The Invisible Work Behind Reliable AI

 

 

When people think of artificial intelligence, they imagine a sophisticated model crunching thousands, or even millions, of data points. But that’s actually the last step. The real foundation of reliable AI is the work done before a model ever sees the data.

 

AI starts with data, not models. Real-world data is fragmented, messy, and rarely ready to feed directly into a model. Every dataset arriving from a client needs careful examination. Where does it come from? Is it complete? Which parts are relevant for prediction? Missing or inaccurate information, inconsistent formats, or irrelevant columns can easily derail even the most sophisticated AI.

 

This work is not just technical, it’s collaborative. Stakeholders often hold crucial knowledge about the data, like which features are meaningful, which can be combined, and what the final business goal really is.

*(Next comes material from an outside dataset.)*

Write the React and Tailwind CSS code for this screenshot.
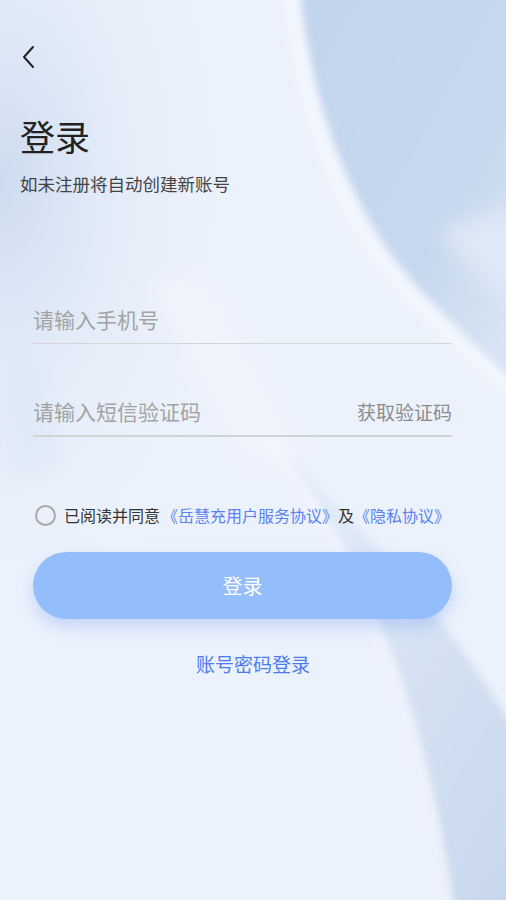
import React, { useState } from 'react';

const Backdrop = () => (
    <svg className="absolute inset-0 w-full h-full" viewBox="0 0 506 900" preserveAspectRatio="none">
        <defs>
            <linearGradient id="topRight" x1="0" y1="0" x2="1" y2="1">
                <stop offset="0" stopColor="#c2d4ec" />
                <stop offset="0.6" stopColor="#c7d8ee" />
                <stop offset="1" stopColor="#dfe9f7" />
            </linearGradient>
            <linearGradient id="bottomRight" x1="0" y1="0" x2="1" y2="1">
                <stop offset="0" stopColor="#e6eefb" />
                <stop offset="1" stopColor="#c6d6ec" />
            </linearGradient>
            <radialGradient id="leftGlow" cx="0" cy="0.2" r="0.5">
                <stop offset="0" stopColor="#cddbef" />
                <stop offset="1" stopColor="#ecf2fc" stopOpacity="0" />
            </radialGradient>
            <filter id="soft" x="-20%" y="-20%" width="140%" height="140%">
                <feGaussianBlur stdDeviation="10" />
            </filter>
            <filter id="softer" x="-20%" y="-20%" width="140%" height="140%">
                <feGaussianBlur stdDeviation="4" />
            </filter>
        </defs>
        <rect width="506" height="900" fill="#ecf2fc" />
        <rect width="506" height="900" fill="url(#leftGlow)" />
        {/* top right swoosh */}
        <path d="M298,-20 C312,120 360,230 430,300 C460,330 490,360 530,400 L530,-20 Z" fill="url(#topRight)" filter="url(#softer)" />
        <path d="M440,230 C470,270 500,300 530,320 L530,200 C500,210 470,220 440,230 Z" fill="#dfe8f6" filter="url(#soft)" />
        {/* white highlight along curve */}
        <path d="M290,-10 C305,130 350,240 425,310 C470,355 500,380 520,400" stroke="#f4f8ff" strokeWidth="10" fill="none" filter="url(#softer)" />
        {/* diagonal light streak across form */}
        <path d="M150,280 L200,280 L300,460 L250,460 Z" fill="#f3f7fe" opacity="0.7" filter="url(#soft)" />
        <path d="M0,380 L40,360 L60,470 L0,480 Z" fill="#dde7f6" opacity="0.6" filter="url(#soft)" />
        {/* lower right swoosh */}
        <path d="M270,440 C360,560 420,700 450,910 L530,910 L530,760 C500,700 440,600 270,440 Z" fill="url(#bottomRight)" filter="url(#softer)" />
        <path d="M270,440 C360,560 420,700 450,910" stroke="#f5f8ff" strokeWidth="6" fill="none" filter="url(#softer)" />
    </svg>
);

const App = () => {
    const [agreed, setAgreed] = useState(false);

    return (
        <div
            className="relative w-full h-[900px] overflow-hidden"
            style={{ fontFamily: '"Noto Sans CJK SC", "Noto Sans", sans-serif' }}
        >
            <Backdrop />

            <div className="relative z-10 flex flex-col">
                {/* Header */}
                <div className="px-[20px] pt-[44px]">
                    <button className="w-[18px] h-[26px] flex items-center">
                        <svg width="18" height="26" viewBox="0 0 18 26" fill="none">
                            <path d="M13 3 L4 13 L13 23" stroke="#222" strokeWidth="2" strokeLinecap="round" strokeLinejoin="round" />
                        </svg>
                    </button>
                    <h1 className="mt-[44px] text-[35px] leading-[44px] text-[#222] font-normal">登录</h1>
                    <p className="mt-[14px] text-[17.5px] leading-[24px] text-[#444]">如未注册将自动创建新账号</p>
                </div>

                {/* Form */}
                <div className="pl-[33px] pr-[54px] mt-[100px] flex flex-col">
                    <div className="h-[48px] flex items-center border-b border-[#d4d6da]">
                        <input
                            className="w-full bg-transparent outline-none text-[21px] text-[#333] placeholder:text-[#a3a3a3]"
                            placeholder="请输入手机号"
                        />
                    </div>
                    <div className="mt-[45px] h-[48px] flex items-center border-b-2 border-[#d2d3d6]">
                        <input
                            className="flex-1 min-w-0 bg-transparent outline-none text-[21px] text-[#333] placeholder:text-[#a3a3a3]"
                            placeholder="请输入短信验证码"
                        />
                        <span className="text-[19px] text-[#8c8c8c] whitespace-nowrap">获取验证码</span>
                    </div>

                    {/* Agreement */}
                    <div className="mt-[66px] h-[24px] flex items-center text-[16px] whitespace-nowrap">
                        <button
                            onClick={() => setAgreed(!agreed)}
                            className={`w-[21px] h-[21px] ml-[2px] rounded-full border-2 ${agreed ? 'border-[#4a7cf0] bg-[#4a7cf0]' : 'border-[#a9a9a9]'}`}
                        />
                        <span className="ml-[8px] text-[#333]">已阅读并同意</span>
                        <span className="ml-[2px] text-[#5a82f0]">《岳慧充用户服务协议》</span>
                        <span className="text-[#333]">及</span>
                        <span className="text-[#5a82f0]">《隐私协议》</span>
                    </div>

                    <button className="mt-[25px] h-[67px] w-full rounded-full bg-[#93bdfb] text-white text-[20px] shadow-[0_8px_16px_rgba(120,160,240,0.35)]">
                        登录
                    </button>
                </div>

                <div className="mt-[32px] w-full text-center text-[19px] leading-[26px] text-[#4c7bf0]">账号密码登录</div>
            </div>
        </div>
    );
};

export default App;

Engaging with them ensures that assumptions are validated and the model will ultimately serve real needs. And even when we think we understand a client’s data, the next dataset can be completely different. Values, columns, and structure vary, even for the same type of information. No two datasets are alike, and one-size-fits-all approaches rarely scale. Each client requires a tailored pipeline that can handle these differences while keeping models reliable and relevant.

 

Data engineering isn’t just about moving or storing data, it’s about making it usable, reliable, and adaptable. It starts with mapping the flow of data, understanding how it’s collected and stored, and identifying potential gaps or inconsistencies. Along the way, assumptions are constantly checked with stakeholders to confirm what matters and what can be safely ignored. The pipelines we build need to be flexible, capable of handling new clients, updated datasets, and shifting business priorities without breaking. It’s a constant balancing act between structure and adaptability.

 

Thorough data engineering directly affects outcomes. Clean, validated, and well-understood data leads to fewer failures and smoother iterations. Clear pipelines make it obvious who owns each part of the process, improving transparency and building trust with stakeholders. And because models evolve over time, the underlying pipelines must survive those changes, ensuring the system continues to deliver reliable predictions even as the data and business needs shift. In short, the invisible work of preparing data is what makes AI dependable.

 

Building AI is not just about creating sophisticated algorithms. It’s about understanding data deeply, validating assumptions, and designing pipelines that can survive evolution. By focusing on these foundational steps, we turn messy, fragmented datasets into insights that truly work, building AI that is not only intelligent but trustworthy.